The standard deviation is a more sophisticated measure of dispersion since is calculates the average distance of all the scores form the mean. It's only used when a precise level of measurement, such as interval level has been used to gather the data.
Graphs are when you report the results fro a piece of research, you'll want to present them in a way which shows the overall pattern of your data. These are called descriptive statistics. Graphs show the reader at a glance any patterns we have found in the data. We will look at the three most common graphs used in psychological research, namely, the bar chart, histogram and scattergram.
The Bar Chart features the horizontal axis which doesn't always have a discrete scale but may have nominal labels for each column, the columns should be separated and of equal width. The columns can represent single statistics such as the mean or a percentage.
Combines Bar Charts are used to display two values together.

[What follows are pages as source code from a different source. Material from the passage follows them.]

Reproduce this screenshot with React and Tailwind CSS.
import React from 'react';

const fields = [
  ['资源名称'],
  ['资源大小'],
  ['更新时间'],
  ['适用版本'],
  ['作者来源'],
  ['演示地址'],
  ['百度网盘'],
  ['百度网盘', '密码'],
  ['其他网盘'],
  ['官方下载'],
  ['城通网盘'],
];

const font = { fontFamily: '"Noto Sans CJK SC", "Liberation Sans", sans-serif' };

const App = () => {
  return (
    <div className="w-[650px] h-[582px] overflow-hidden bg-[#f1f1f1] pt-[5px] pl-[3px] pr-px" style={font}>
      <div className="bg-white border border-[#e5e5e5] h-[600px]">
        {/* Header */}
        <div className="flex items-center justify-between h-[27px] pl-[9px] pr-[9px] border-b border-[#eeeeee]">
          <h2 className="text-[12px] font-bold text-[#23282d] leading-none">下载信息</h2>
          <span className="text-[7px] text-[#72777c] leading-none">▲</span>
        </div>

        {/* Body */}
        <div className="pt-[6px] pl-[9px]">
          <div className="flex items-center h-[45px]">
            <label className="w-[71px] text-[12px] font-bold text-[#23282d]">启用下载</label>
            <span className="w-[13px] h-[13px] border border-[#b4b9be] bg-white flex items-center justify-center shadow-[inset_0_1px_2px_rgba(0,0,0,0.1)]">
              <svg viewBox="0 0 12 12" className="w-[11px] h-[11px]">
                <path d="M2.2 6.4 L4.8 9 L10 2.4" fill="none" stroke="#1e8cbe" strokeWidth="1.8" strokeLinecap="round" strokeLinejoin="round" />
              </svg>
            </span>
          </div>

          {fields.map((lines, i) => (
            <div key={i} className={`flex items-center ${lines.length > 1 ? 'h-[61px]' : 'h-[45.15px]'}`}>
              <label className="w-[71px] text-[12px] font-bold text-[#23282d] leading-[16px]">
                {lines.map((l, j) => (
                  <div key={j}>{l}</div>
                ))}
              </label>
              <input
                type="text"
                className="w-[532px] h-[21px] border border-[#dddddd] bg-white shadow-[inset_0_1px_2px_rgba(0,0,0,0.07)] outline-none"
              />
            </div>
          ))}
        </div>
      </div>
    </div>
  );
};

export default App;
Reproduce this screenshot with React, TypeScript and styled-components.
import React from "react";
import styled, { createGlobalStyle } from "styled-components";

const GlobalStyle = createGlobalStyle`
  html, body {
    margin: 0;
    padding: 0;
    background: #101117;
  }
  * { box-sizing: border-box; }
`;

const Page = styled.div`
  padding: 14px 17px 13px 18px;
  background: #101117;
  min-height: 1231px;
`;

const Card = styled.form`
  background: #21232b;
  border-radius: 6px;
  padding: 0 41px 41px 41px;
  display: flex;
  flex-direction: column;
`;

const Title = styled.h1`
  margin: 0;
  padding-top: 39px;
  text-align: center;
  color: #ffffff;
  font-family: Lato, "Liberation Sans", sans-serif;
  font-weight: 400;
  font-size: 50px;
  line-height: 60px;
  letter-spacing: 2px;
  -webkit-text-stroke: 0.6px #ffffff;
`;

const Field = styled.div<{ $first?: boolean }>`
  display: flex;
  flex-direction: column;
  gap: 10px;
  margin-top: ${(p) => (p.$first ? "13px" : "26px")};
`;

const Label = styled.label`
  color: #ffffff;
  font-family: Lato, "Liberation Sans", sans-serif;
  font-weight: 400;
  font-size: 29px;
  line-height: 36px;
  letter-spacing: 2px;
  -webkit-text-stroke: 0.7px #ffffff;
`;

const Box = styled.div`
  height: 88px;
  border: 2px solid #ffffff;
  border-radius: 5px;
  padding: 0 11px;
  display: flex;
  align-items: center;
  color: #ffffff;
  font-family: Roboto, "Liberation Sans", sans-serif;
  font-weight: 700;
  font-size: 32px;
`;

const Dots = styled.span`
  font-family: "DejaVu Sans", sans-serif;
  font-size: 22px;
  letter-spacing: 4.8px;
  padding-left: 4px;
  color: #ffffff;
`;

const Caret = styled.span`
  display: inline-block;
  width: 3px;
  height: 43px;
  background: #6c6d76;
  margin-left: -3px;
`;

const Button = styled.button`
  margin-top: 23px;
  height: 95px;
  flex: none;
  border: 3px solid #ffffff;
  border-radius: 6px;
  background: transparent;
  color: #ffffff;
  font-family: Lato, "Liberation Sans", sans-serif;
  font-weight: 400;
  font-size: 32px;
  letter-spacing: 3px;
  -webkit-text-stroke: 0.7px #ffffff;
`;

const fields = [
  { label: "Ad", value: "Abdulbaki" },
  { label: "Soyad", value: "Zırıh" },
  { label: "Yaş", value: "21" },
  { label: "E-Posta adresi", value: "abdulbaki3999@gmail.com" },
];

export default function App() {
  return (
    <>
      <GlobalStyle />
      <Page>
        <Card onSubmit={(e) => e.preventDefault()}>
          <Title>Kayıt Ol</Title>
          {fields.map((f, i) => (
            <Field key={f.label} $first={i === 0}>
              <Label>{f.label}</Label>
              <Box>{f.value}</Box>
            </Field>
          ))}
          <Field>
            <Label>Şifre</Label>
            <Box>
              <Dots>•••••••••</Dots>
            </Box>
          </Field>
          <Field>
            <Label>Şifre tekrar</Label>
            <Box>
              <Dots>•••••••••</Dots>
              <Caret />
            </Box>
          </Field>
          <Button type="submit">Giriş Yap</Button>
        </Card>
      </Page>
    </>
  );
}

The Histogram is raw data, difficult to interpret and takes up too much space. They can collated into a table known as a frequency distribution. As each class interval is scored, the frequency of the class before it, is added to give a cumulative frequency.
All categories are represented.
Columns are equal width because they represent equal class intervals.
Empty intervals are plotted, columns can be added together to find the total frequency they represent.
The more the points cluster around a straight line, the stronger the correlation.
A line running from upper left to lower right shows a negative correlation.
A line running from lower left to upper right shows a positive correlation.
This involves analysis of non-numerical data generated from observational research and from open questions in interviews and questionnaires. When analysing these types of data, researchers must look for the underlying meaning in what people say or do. They can do this using pure qualitative analysis or by using rating scales or other coding mechanisms to arrange the data into categories and therefore, make them quantitative.
This is very time consuming but does avoid the problem of a particular narrative or behaviour not fitting into a pre determined category. The process of pure qualitative analysis involves transcribing the data in the exact form it was said, reading through repeatedly in order to identify emergent themes.
This technique can be used to analyse transcript of interviews, TV programmes, newspapers, magazines and websites. The researcher creates a coding system of predetermined categories at the start of the study which is then used to categorise the underlying themes in the material in a consistent manner.
The researcher then counts how many times a theme of code word appears. This process translates qualitative data into quantitative frequency data which can be analysed in the normal way.